start

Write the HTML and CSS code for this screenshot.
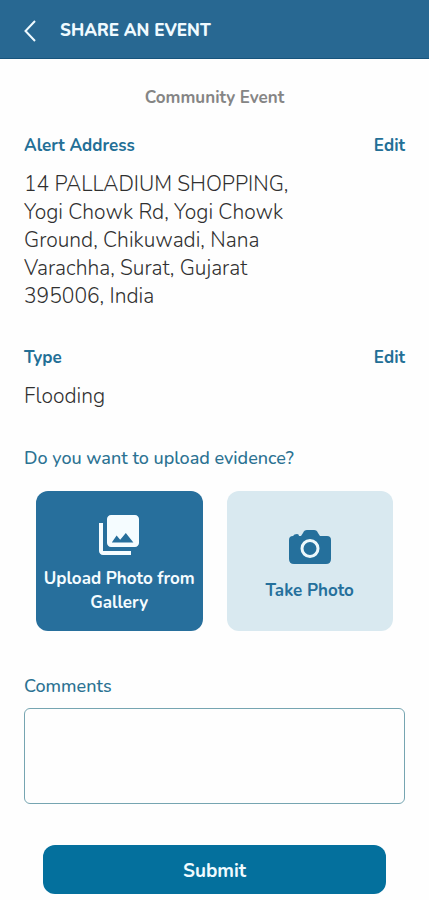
FILE: index.html
```html
<!DOCTYPE html>
<html lang="en">
<head>
<meta charset="utf-8">
<meta name="viewport" content="width=device-width, initial-scale=1">
<title>Share an Event</title>
<link rel="stylesheet" href="styles.css">
</head>
<body>
<header class="topbar">
  <button class="back" type="button" aria-label="Back">
    <svg width="12" height="22" viewBox="0 0 12 22" fill="none" stroke="currentColor" stroke-width="2"><path d="M11 1 1.5 11 11 21"/></svg>
  </button>
  <h1 class="topbar-title">SHARE AN EVENT</h1>
</header>
<main>
  <form class="form">
    <p class="kind">Community Event</p>
    <section class="field address">
      <div class="field-head">
        <h2 class="label strong">Alert Address</h2>
        <a class="label strong" href="#address">Edit</a>
      </div>
      <p class="value" id="address">14 PALLADIUM SHOPPING,<br>Yogi Chowk Rd, Yogi Chowk<br>Ground, Chikuwadi, Nana<br>Varachha, Surat, Gujarat<br>395006, India</p>
    </section>
    <section class="field type">
      <div class="field-head">
        <h2 class="label strong">Type</h2>
        <a class="label strong" href="#type">Edit</a>
      </div>
      <p class="value" id="type">Flooding</p>
    </section>
    <section class="evidence">
      <h2 class="label">Do you want to upload evidence?</h2>
      <div class="choices">
        <button class="choice primary" type="button">
          <svg class="choice-icon" width="48" viewBox="0 0 24 24" fill="currentColor"><path d="M22 16V4c0-1.100-.9-2-2-2H8c-1.100 0-2 .9-2 2v12c0 1.100.9 2 2 2h12c1.100 0 2-.9 2-2zm-13.600-.2 2.400-3.500 1.800 2.100 2.800-3.400 3.800 4.800zM2 6v14c0 1.100.9 2 2 2h14v-2H4V6H2z"/></svg>
          <span>Upload Photo from Gallery</span>
        </button>
        <button class="choice" type="button">
          <svg class="choice-icon" width="42" viewBox="0 0 42 34"><path fill="currentColor" d="M4 6q1-2 4-2 2 0 2 2h2l2-3q1-3 4-3h7q3 0 4 3l2 3h7q4 0 4 4v19q0 5-5 5H5q-5 0-5-5V10q0-4 4-4z"/><circle cx="21" cy="18.500" r="8" fill="none" stroke="#edf8fb" stroke-width="3"/></svg>
          <span>Take Photo</span>
        </button>
      </div>
    </section>
    <div class="comments">
      <label class="label" for="comments">Comments</label>
      <textarea class="box" id="comments"></textarea>
    </div>
    <button class="submit" type="submit">Submit</button>
  </form>
</main>
</body>
</html>
```
FILE: styles.css
```css
* { box-sizing: border-box; }

body {
  margin: 0;
  background: #fefefe;
  color: #303030;
  font-family: Nunito, "Open Sans", sans-serif;
}

h1, h2, p { margin: 0; }
button { border: 0; font-family: inherit; cursor: pointer; }

.topbar {
  display: flex;
  align-items: center;
  gap: 24px;
  height: 59px;
  padding: 4px 24px 0;
  background: #286892;
  border-bottom: 1px solid #17547c;
  color: #effaff;
}

.back {
  display: flex;
  padding: 0;
  background: none;
  color: inherit;
}

.topbar-title { font-size: 17px; line-height: 24px; font-weight: 800; }

.form {
  display: flex;
  flex-direction: column;
  padding: 27px 24px 6px;
}

.kind {
  color: #858585;
  font-size: 17px;
  line-height: 24px;
  font-weight: 700;
  text-align: center;
}

.field { margin-top: 24px; }
.field.type { margin-top: 36px; }
.field-head { display: flex; justify-content: space-between; }

.label {
  display: block;
  color: #2b7292;
  font-size: 18px;
  line-height: 24px;
  font-weight: 500;
  text-decoration: none;
}

.label.strong { color: #236f96; font-size: 17px; font-weight: 700; }

.value {
  margin-top: 12px;
  font-size: 21px;
  line-height: 28px;
  font-weight: 300;
}

.evidence { margin-top: 36px; }

.choices {
  display: grid;
  grid-template-columns: 1fr 1fr;
  gap: 24px;
  padding: 0 12px;
  margin-top: 21px;
}

.choice {
  display: flex;
  flex-direction: column;
  align-items: center;
  justify-content: center;
  gap: 5px;
  min-height: 140px;
  padding: 4px;
  border-radius: 12px;
  background: #d9e9f0;
  color: #25709c;
  font-size: 17px;
  line-height: 24px;
  font-weight: 700;
}

.choice.primary { background: #276f9c; color: #f5fcff; }
.choice-icon { height: 54px; }

.comments { margin-top: 43px; }

.box {
  display: block;
  width: 100%;
  height: 96px;
  margin-top: 10px;
  padding: 10px;
  border: 1px solid #76a5b1;
  border-radius: 6px;
  background: #fefefe;
  font: inherit;
  resize: none;
}

.submit {
  height: 49px;
  margin: 41px 19px 0;
  padding-top: 4px;
  border-radius: 12px;
  background: #04709d;
  color: #effaff;
  font-size: 19px;
  line-height: 24px;
  font-weight: 700;
}
```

end

Without the pictures, print the whole listing exactly as given.

Write the HTML and CSS code for this screenshot.
FILE: index.html
```html
<!DOCTYPE html>
<html lang="en">
<head>
<meta charset="utf-8">
<meta name="viewport" content="width=device-width, initial-scale=1">
<title>Share an Event</title>
<link rel="stylesheet" href="styles.css">
</head>
<body>
<header class="topbar">
  <button class="back" type="button" aria-label="Back">
    <svg width="12" height="22" viewBox="0 0 12 22" fill="none" stroke="currentColor" stroke-width="2"><path d="M11 1 1.5 11 11 21"/></svg>
  </button>
  <h1 class="topbar-title">SHARE AN EVENT</h1>
</header>
<main>
  <form class="form">
    <p class="kind">Community Event</p>
    <section class="field address">
      <div class="field-head">
        <h2 class="label strong">Alert Address</h2>
        <a class="label strong" href="#address">Edit</a>
      </div>
      <p class="value" id="address">14 PALLADIUM SHOPPING,<br>Yogi Chowk Rd, Yogi Chowk<br>Ground, Chikuwadi, Nana<br>Varachha, Surat, Gujarat<br>395006, India</p>
    </section>
    <section class="field type">
      <div class="field-head">
        <h2 class="label strong">Type</h2>
        <a class="label strong" href="#type">Edit</a>
      </div>
      <p class="value" id="type">Flooding</p>
    </section>
    <section class="evidence">
      <h2 class="label">Do you want to upload evidence?</h2>
      <div class="choices">
        <button class="choice primary" type="button">
          <svg class="choice-icon" width="48" viewBox="0 0 24 24" fill="currentColor"><path d="M22 16V4c0-1.100-.9-2-2-2H8c-1.100 0-2 .9-2 2v12c0 1.100.9 2 2 2h12c1.100 0 2-.9 2-2zm-13.600-.2 2.400-3.500 1.800 2.100 2.800-3.400 3.800 4.800zM2 6v14c0 1.100.9 2 2 2h14v-2H4V6H2z"/></svg>
          <span>Upload Photo from Gallery</span>
        </button>
        <button class="choice" type="button">
          <svg class="choice-icon" width="42" viewBox="0 0 42 34"><path fill="currentColor" d="M4 6q1-2 4-2 2 0 2 2h2l2-3q1-3 4-3h7q3 0 4 3l2 3h7q4 0 4 4v19q0 5-5 5H5q-5 0-5-5V10q0-4 4-4z"/><circle cx="21" cy="18.500" r="8" fill="none" stroke="#edf8fb" stroke-width="3"/></svg>
          <span>Take Photo</span>
        </button>
      </div>
    </section>
    <div class="comments">
      <label class="label" for="comments">Comments</label>
      <textarea class="box" id="comments"></textarea>
    </div>
    <button class="submit" type="submit">Submit</button>
  </form>
</main>
</body>
</html>
```
FILE: styles.css
```css
* { box-sizing: border-box; }

body {
  margin: 0;
  background: #fefefe;
  color: #303030;
  font-family: Nunito, "Open Sans", sans-serif;
}

h1, h2, p { margin: 0; }
button { border: 0; font-family: inherit; cursor: pointer; }

.topbar {
  display: flex;
  align-items: center;
  gap: 24px;
  height: 59px;
  padding: 4px 24px 0;
  background: #286892;
  border-bottom: 1px solid #17547c;
  color: #effaff;
}

.back {
  display: flex;
  padding: 0;
  background: none;
  color: inherit;
}

.topbar-title { font-size: 17px; line-height: 24px; font-weight: 800; }

.form {
  display: flex;
  flex-direction: column;
  padding: 27px 24px 6px;
}

.kind {
  color: #858585;
  font-size: 17px;
  line-height: 24px;
  font-weight: 700;
  text-align: center;
}

.field { margin-top: 24px; }
.field.type { margin-top: 36px; }
.field-head { display: flex; justify-content: space-between; }

.label {
  display: block;
  color: #2b7292;
  font-size: 18px;
  line-height: 24px;
  font-weight: 500;
  text-decoration: none;
}

.label.strong { color: #236f96; font-size: 17px; font-weight: 700; }

.value {
  margin-top: 12px;
  font-size: 21px;
  line-height: 28px;
  font-weight: 300;
}

.evidence { margin-top: 36px; }

.choices {
  display: grid;
  grid-template-columns: 1fr 1fr;
  gap: 24px;
  padding: 0 12px;
  margin-top: 21px;
}

.choice {
  display: flex;
  flex-direction: column;
  align-items: center;
  justify-content: center;
  gap: 5px;
  min-height: 140px;
  padding: 4px;
  border-radius: 12px;
  background: #d9e9f0;
  color: #25709c;
  font-size: 17px;
  line-height: 24px;
  font-weight: 700;
}

.choice.primary { background: #276f9c; color: #f5fcff; }
.choice-icon { height: 54px; }

.comments { margin-top: 43px; }

.box {
  display: block;
  width: 100%;
  height: 96px;
  margin-top: 10px;
  padding: 10px;
  border: 1px solid #76a5b1;
  border-radius: 6px;
  background: #fefefe;
  font: inherit;
  resize: none;
}

.submit {
  height: 49px;
  margin: 41px 19px 0;
  padding-top: 4px;
  border-radius: 12px;
  background: #04709d;
  color: #effaff;
  font-size: 19px;
  line-height: 24px;
  font-weight: 700;
}
```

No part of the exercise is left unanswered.